>>>
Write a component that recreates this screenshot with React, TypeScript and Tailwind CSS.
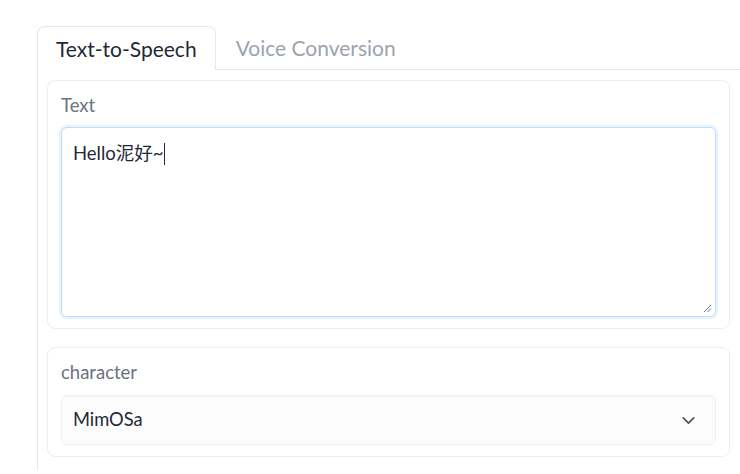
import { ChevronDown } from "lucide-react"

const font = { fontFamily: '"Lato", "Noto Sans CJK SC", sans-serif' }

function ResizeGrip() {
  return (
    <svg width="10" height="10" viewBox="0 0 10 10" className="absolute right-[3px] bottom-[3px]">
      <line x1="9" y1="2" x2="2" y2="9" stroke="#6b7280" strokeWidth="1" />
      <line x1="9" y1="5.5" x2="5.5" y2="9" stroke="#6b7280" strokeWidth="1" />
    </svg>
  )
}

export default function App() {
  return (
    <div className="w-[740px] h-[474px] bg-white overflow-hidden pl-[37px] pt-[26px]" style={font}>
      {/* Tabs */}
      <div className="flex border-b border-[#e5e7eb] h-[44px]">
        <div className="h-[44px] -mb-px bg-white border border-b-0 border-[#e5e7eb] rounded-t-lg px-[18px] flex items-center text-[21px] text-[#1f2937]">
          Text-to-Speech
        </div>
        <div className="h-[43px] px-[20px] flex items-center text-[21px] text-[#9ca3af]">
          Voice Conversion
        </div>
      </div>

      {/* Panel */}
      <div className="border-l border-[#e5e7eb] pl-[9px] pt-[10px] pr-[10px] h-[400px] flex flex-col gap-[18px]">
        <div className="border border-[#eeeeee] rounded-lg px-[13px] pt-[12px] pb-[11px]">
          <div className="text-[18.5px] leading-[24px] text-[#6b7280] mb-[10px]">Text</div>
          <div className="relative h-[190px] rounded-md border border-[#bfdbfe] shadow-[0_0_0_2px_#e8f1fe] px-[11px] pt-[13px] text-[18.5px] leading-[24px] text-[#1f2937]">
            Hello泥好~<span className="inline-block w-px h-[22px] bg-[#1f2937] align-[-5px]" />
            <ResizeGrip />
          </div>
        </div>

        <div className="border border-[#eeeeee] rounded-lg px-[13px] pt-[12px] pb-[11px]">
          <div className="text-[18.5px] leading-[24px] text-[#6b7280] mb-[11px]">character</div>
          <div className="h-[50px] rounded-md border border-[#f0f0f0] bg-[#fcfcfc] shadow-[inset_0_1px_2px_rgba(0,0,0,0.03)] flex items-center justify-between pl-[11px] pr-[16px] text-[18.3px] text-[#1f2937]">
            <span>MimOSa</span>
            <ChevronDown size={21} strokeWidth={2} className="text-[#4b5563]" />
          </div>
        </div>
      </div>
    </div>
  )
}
<<<
>>>
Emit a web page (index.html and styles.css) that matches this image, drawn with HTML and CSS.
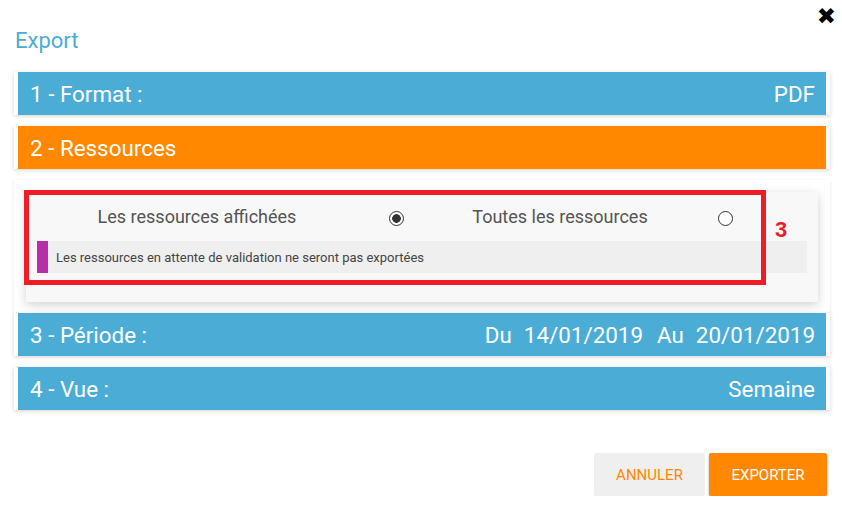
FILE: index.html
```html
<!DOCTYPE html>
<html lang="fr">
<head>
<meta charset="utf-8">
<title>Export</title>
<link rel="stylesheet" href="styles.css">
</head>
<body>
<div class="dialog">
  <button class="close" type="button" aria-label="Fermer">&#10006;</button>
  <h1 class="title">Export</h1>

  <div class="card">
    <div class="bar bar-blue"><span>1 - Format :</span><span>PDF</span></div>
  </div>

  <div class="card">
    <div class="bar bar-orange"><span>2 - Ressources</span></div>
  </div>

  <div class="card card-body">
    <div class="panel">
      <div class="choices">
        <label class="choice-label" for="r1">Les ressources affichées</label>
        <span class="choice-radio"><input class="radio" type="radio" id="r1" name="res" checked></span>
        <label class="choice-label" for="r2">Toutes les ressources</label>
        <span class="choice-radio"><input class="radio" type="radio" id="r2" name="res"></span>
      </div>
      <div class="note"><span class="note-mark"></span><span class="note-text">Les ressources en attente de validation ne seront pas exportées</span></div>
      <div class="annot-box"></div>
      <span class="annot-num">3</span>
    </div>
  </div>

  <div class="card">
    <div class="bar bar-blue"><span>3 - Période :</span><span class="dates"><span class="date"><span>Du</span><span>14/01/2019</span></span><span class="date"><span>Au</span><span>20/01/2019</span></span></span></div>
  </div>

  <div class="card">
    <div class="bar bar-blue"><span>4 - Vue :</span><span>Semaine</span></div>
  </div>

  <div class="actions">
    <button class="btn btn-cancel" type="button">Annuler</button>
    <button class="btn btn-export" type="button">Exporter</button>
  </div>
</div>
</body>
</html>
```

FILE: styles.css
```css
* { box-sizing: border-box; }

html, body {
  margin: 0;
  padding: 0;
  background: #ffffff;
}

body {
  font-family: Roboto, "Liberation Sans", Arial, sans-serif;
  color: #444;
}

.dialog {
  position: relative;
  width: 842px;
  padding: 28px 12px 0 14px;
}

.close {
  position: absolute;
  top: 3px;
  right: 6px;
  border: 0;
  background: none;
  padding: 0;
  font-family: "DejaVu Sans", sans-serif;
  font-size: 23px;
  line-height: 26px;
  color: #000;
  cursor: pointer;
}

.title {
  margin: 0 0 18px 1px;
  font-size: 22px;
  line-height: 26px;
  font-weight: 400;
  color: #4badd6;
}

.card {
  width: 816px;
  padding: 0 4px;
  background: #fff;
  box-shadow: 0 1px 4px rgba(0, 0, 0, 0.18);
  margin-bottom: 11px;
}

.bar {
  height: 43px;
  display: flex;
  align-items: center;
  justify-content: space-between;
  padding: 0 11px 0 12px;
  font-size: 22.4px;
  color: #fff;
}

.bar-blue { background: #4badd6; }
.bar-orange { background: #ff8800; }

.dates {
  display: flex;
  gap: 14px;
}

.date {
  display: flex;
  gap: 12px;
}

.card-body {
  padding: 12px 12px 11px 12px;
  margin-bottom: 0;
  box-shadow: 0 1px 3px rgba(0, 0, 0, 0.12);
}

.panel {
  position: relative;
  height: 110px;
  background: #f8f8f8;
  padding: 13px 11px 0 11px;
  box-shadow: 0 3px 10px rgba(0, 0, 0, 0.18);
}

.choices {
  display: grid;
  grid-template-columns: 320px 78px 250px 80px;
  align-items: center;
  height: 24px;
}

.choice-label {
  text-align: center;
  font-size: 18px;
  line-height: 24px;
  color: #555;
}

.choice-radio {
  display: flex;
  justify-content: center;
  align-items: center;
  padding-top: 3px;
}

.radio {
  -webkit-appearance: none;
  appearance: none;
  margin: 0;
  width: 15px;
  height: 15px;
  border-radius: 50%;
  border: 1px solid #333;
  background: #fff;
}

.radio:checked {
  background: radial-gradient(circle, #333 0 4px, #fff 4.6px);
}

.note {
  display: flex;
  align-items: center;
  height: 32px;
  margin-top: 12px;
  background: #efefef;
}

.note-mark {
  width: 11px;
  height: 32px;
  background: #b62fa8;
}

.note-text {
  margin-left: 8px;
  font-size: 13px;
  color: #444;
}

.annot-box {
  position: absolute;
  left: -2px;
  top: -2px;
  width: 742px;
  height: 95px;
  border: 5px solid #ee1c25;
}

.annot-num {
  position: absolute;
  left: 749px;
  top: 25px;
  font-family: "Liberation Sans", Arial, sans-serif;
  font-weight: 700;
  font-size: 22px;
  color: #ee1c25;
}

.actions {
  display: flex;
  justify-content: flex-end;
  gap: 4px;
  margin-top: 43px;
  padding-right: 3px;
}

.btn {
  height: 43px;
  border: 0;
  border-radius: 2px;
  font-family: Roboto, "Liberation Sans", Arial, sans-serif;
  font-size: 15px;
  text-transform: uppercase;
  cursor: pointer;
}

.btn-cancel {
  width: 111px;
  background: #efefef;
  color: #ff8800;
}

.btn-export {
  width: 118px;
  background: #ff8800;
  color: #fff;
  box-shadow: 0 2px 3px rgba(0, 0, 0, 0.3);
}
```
<<<
>>>
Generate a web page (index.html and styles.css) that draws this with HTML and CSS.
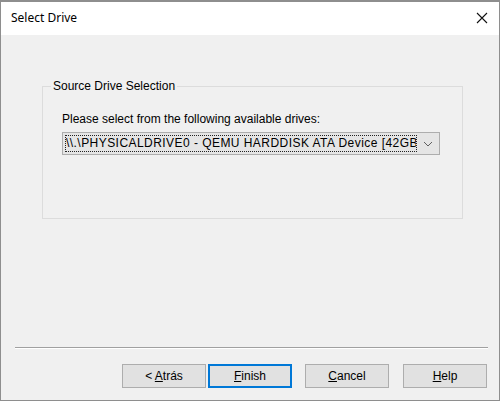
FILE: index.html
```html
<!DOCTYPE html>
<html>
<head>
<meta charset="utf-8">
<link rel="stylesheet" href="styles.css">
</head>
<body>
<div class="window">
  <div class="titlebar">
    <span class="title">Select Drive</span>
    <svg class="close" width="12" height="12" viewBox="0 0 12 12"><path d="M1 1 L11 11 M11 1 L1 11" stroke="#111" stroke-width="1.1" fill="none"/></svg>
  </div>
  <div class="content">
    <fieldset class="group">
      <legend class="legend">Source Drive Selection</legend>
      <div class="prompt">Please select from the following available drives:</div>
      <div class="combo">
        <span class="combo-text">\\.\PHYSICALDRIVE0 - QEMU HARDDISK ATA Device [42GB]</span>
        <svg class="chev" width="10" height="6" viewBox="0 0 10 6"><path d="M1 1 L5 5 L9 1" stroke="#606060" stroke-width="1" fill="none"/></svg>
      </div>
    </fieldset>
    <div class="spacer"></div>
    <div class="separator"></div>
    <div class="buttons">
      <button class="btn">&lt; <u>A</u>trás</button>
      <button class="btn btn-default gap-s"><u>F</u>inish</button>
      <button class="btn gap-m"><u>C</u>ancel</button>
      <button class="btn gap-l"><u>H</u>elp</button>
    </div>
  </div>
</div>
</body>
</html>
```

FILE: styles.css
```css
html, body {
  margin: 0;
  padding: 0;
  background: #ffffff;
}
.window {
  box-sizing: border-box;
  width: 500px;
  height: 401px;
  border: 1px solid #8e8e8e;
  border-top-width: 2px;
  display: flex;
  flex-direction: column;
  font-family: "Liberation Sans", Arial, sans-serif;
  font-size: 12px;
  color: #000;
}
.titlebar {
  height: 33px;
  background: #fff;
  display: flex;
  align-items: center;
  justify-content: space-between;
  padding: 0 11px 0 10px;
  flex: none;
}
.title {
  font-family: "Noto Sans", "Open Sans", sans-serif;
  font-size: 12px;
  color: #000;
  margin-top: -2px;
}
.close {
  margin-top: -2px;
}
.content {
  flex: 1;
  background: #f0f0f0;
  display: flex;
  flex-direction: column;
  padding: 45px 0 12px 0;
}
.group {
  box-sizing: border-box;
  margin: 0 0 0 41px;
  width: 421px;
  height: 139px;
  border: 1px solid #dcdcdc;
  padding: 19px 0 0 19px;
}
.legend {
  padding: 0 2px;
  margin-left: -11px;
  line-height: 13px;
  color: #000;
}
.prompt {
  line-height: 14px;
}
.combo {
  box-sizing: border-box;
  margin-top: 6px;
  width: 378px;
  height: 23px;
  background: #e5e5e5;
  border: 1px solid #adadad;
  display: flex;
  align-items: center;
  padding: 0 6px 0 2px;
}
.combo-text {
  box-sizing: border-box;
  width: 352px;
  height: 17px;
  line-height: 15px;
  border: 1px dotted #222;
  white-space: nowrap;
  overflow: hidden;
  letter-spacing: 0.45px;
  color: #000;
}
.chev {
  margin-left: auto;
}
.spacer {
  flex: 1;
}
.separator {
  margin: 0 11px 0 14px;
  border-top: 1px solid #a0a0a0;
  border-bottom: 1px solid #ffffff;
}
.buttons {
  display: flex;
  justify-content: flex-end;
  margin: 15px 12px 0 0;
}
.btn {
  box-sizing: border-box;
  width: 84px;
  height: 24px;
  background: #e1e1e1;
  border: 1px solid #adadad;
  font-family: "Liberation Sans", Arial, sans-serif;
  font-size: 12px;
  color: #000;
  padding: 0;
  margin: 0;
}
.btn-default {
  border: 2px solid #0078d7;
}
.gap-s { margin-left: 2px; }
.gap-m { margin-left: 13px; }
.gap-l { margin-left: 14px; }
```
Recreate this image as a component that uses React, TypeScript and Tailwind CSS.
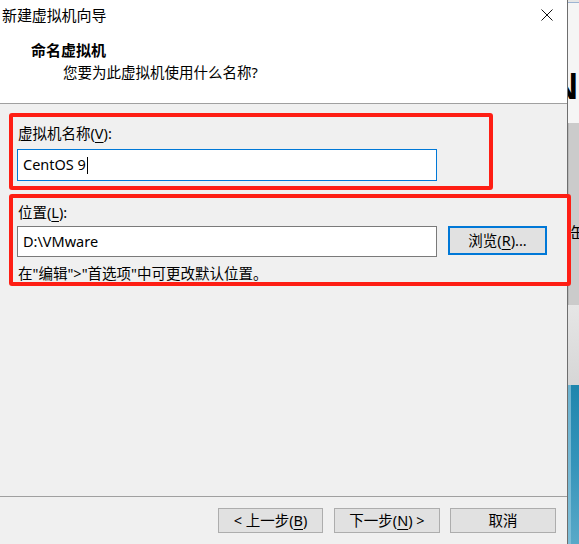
<<<
Report each line in the data that holds the word "image".

Emit a web page (index.html and styles.css) that matches this image, drawn with HTML and CSS.
Recreate this image as a component that uses React, TypeScript and Tailwind CSS.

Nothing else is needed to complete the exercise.